The Galapagos Archipelago is so far from other landmasses that the islands were ignored by humans for centuries. Tomas de Berlanga, a bishop of Panama in route to Peru, wrote the first account of the islands in 1535, telling the king of Spain he had seen tortoises big enough to carry a man. His tales put the islands on the map. European rivals of Spain, including British pirates, used the islands as a refuge in the 16th and 17th centuries in their attacks on the Spanish colonies in South America. Whalers also began using the islands in the late 1700s, where they, too, hunted tortoises and birds for food and seals for fur.
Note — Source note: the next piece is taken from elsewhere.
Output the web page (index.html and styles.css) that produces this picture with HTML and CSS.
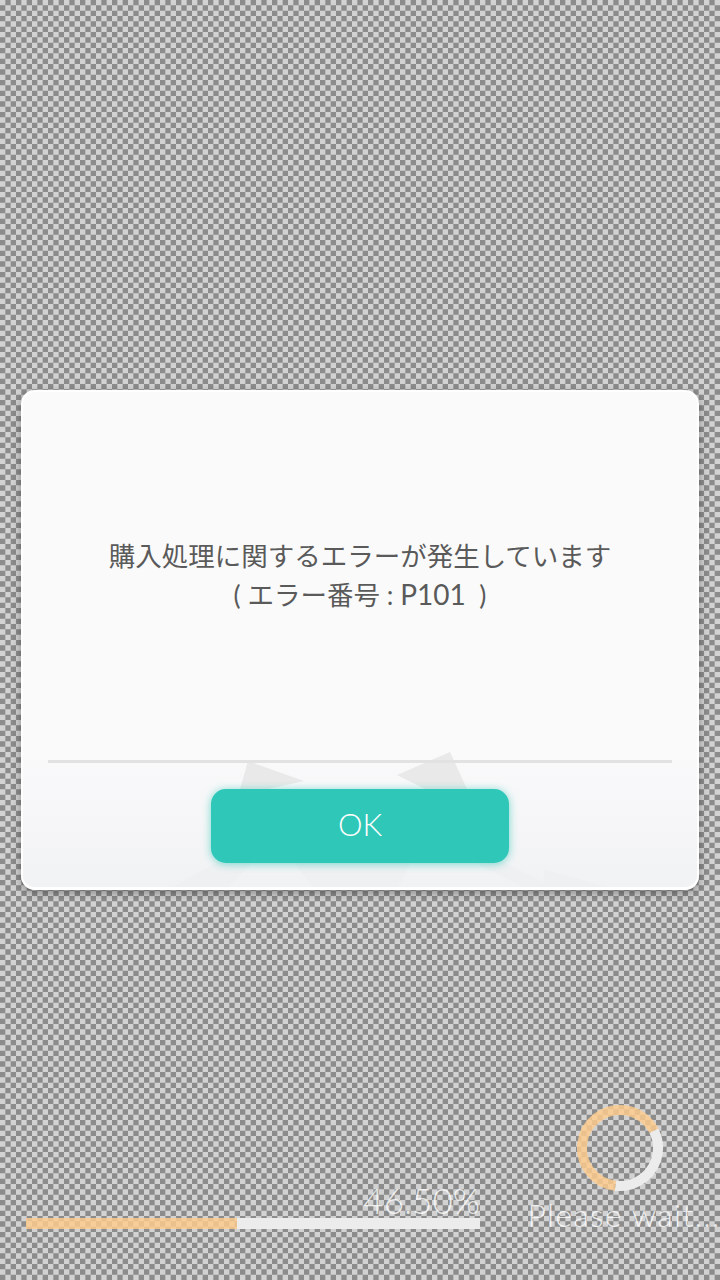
FILE: index.html
```html
<!DOCTYPE html>
<html lang="ja">
<head>
  <meta charset="UTF-8" />
  <meta name="viewport" content="width=device-width, initial-scale=1.0"/>
  <title>Error</title>
  <link rel="stylesheet" href="styles.css">
</head>
<body>

  <div class="screen">
    <div class="dialog">
      <svg class="dialog-art" width="674" height="495" viewBox="0 0 674 495">
        <polygon class="shard" points="225,369 281,389 245,397 217,397"/>
        <polygon class="shard" points="427,360 374,383 402,397 444,397"/>
        <polygon class="shard-faint" points="195,470 150,495 205,495 230,470"/>
        <polygon class="shard-faint" points="270,470 290,495 375,495 388,470"/>
        <polygon class="shard-faint" points="450,470 500,495 530,495 480,470"/>
        <polygon class="shard-faint" points="522,478 520,495 585,495"/>
      </svg>
      <div class="message">
        <p>購入処理に関するエラーが発生しています</p>
        <p>( エラー番号 : <span class="code">P101</span>&nbsp; )</p>
      </div>
      <div class="rule"></div>
      <div class="actions">
        <button class="ok">OK</button>
      </div>
    </div>

    <div class="loader">
      <div class="progress">
        <div class="percent">46.50%</div>
        <div class="bar">
          <div class="bar-fill" style="width: 46.5%"></div>
          <div class="bar-rest"></div>
        </div>
      </div>
      <div class="wait">
        <svg class="ring" width="88" height="88" viewBox="0 0 88 88">
          <circle class="ring-track" cx="44" cy="44" r="38" pathLength="360" stroke-dasharray="124 236" transform="rotate(-27 44 44)"/>
          <circle class="ring-value" cx="44" cy="44" r="38" pathLength="360" stroke-dasharray="236 124" transform="rotate(97 44 44)"/>
        </svg>
        <div class="wait-text">Please wait...</div>
      </div>
    </div>
  </div>

</body>
</html>
```

FILE: styles.css
```css
* {
  box-sizing: border-box;
  margin: 0;
  padding: 0;
}

body {
  font-family: Lato, "Noto Sans CJK JP", sans-serif;
  background: #d2d2d2 url("data:image/svg+xml,%3Csvg xmlns='http://www.w3.org/2000/svg' width='32' height='32' viewBox='0 0 6 6'%3E%3Cpath fill='%238c8c8c' d='M1 0h1v1H1zM3 0h1v1H3zM5 0h1v1H5zM0 1h1v1H0zM2 1h1v1H2zM4 1h1v1H4zM1 2h1v1H1zM3 2h1v1H3zM5 2h1v1H5zM0 3h1v1H0zM2 3h1v1H2zM4 3h1v1H4zM1 4h1v1H1zM3 4h1v1H3zM5 4h1v1H5zM0 5h1v1H0zM2 5h1v1H2zM4 5h1v1H4z'/%3E%3C/svg%3E") 0 0 / 32px 32px;
}

.screen {
  height: 1280px;
  display: flex;
  flex-direction: column;
  padding-top: 390px;
}

.dialog {
  position: relative;
  width: 678px;
  height: 500px;
  margin-left: 21px;
  display: flex;
  flex-direction: column;
  border: 2px solid #fff;
  border-bottom-width: 3px;
  border-radius: 14px;
  background: linear-gradient(#fafafb 0, #fafafb 72%, #f1f2f4 100%);
  box-shadow: 0 3px 10px rgba(0, 0, 0, 0.35);
}

.dialog-art {
  position: absolute;
  left: 0;
  top: 0;
}

.shard {
  fill: #e9e9e9;
}

.shard-faint {
  fill: #eff0f2;
}

.message {
  position: relative;
  flex: 1;
  display: flex;
  flex-direction: column;
  justify-content: center;
  align-items: center;
  padding-bottom: 2px;
  font-family: Lato, "Noto Sans CJK JP", sans-serif;
  font-size: 26.5px;
  line-height: 38px;
  color: #5a5a5a;
}

.code {
  font-size: 28px;
}

.rule {
  position: relative;
  height: 3px;
  margin: 0 25px;
  background: #e2e2e2;
}

.actions {
  position: relative;
  height: 124px;
  padding-top: 1px;
  display: flex;
  justify-content: center;
  align-items: center;
}

.ok {
  width: 298px;
  height: 74px;
  padding-bottom: 3px;
  border: none;
  border-radius: 15px;
  background: #2fc7b8;
  box-shadow: 0 1px 8px rgba(47, 199, 184, 0.65);
  color: #fff;
  font-family: Lato, sans-serif;
  font-size: 31px;
  font-weight: 300;
}

.loader {
  margin-top: auto;
  padding: 0 0 47px 26px;
  display: flex;
  align-items: flex-end;
}

.progress {
  flex: none;
  width: 454px;
  margin-bottom: 4px;
}

.percent {
  font-size: 35px;
  font-weight: 300;
  line-height: 36px;
  text-align: right;
  color: rgba(255, 255, 255, 0.8);
}

.bar {
  height: 11px;
  display: flex;
}

.bar-fill {
  background: rgba(255, 205, 140, 0.82);
}

.bar-rest {
  flex: 1;
  background: #ececec;
}

.wait {
  flex: none;
  width: 240px;
  margin-left: 20px;
  display: flex;
  flex-direction: column;
  align-items: center;
}

.ring-track,
.ring-value {
  fill: none;
  stroke-width: 10;
}

.ring-track {
  stroke: #ececec;
}

.ring-value {
  stroke: rgba(255, 205, 140, 0.82);
}

.wait-text {
  margin-top: 5px;
  padding-left: 8px;
  font-size: 32px;
  font-weight: 300;
  letter-spacing: 1.2px;
  line-height: 36px;
  white-space: nowrap;
  color: rgba(255, 255, 255, 0.8);
}
```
Ecuador, which claimed the islands in 1832, officially designated about 97% of the islands a national park in 1959 to protect them from development. In 1978, UNESCO made the islands a World Heritage site. The Galapagos Marine Reserve was created in 1998; it is one of the world's largest after the Great Barrier Reef and recently created reserves in Antarctica and Hawaii.
In March 2007, the same year the World Heritage Committee added the Galapagos to UNESCO's list of World Heritage sites in danger, the Ecuadorian government signed a national decree that declared the islands' management as a top priority, favoring its conservation and protection. Initial results are hard to quantify, but this step implies that stricter rules may be put into effect regarding development on the islands.
As it stands, permission is not required to build a hotel, but tour operators must secure permits to enter the national park, which is managed by the Ministry of Tourism. Some boats are authorized to disembark onto various islands, but others must anchor in the waters offshore. As of 2012, no vessel is permitted to visit the same site more than once in a 14-day period. Illegal immigration to the islands, illegal fishing, introduced species and poor education of the local population remain dangers to the Galapagos.